Blatter told the court that when he took over as FIFA president in 1998, world football's governing body had a bad record and he thought someone who had been a top figure in playing the game could help.
He turned to Platini for advice, which involved political trips, reforming the international calendar and helping the national federations financially. They signed a contract in 1999 for an annual remuneration of 300,000 Swiss francs, which was paid in full by FIFA.
But the pair were tried over a two million Swiss franc ($2.05 million) payment in 2011 to Platini, who was then in charge of European football's governing body UEFA.
Platini was accused of having submitted to FIFA in 2011 an allegedly fictitious invoice for a claimed debt still outstanding for his advisory work.
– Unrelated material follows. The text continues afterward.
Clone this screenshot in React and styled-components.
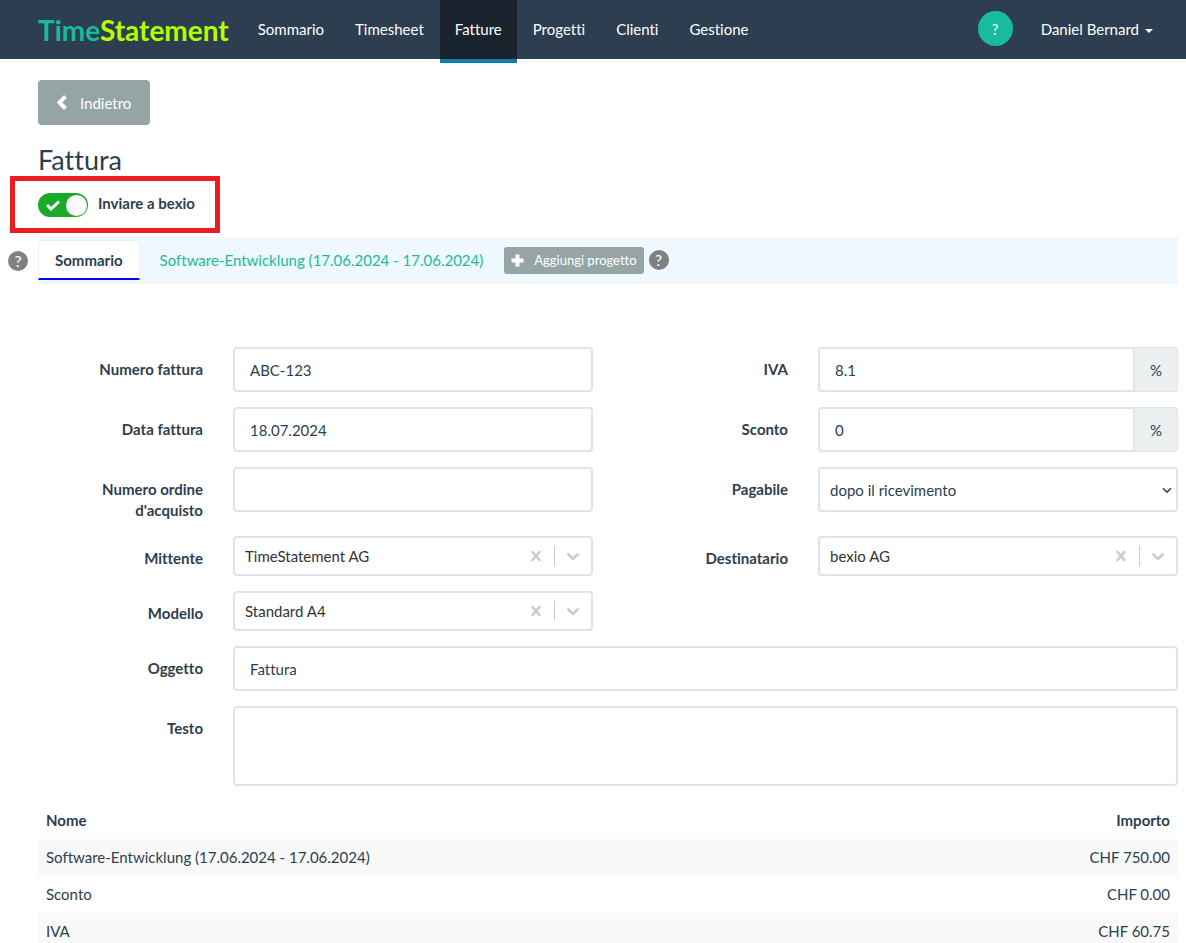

Both were accused of fraud and forgery of a document. Blatter was accused of misappropriation and criminal mismanagement, while Platini was accused of participating in those offences. They maintained innocence throughout their trial, which ran from June 8 to 22.
But the court considered that the fraud was "not established with a likelihood bordering on certainty", and therefore applied the general principle of criminal law according to which "the doubt must benefit the accused".
The indictment was filed by the Office of the Attorney General of Switzerland. Both FIFA and UEFA are headquartered in Switzerland, in Zurich and Nyon respectively.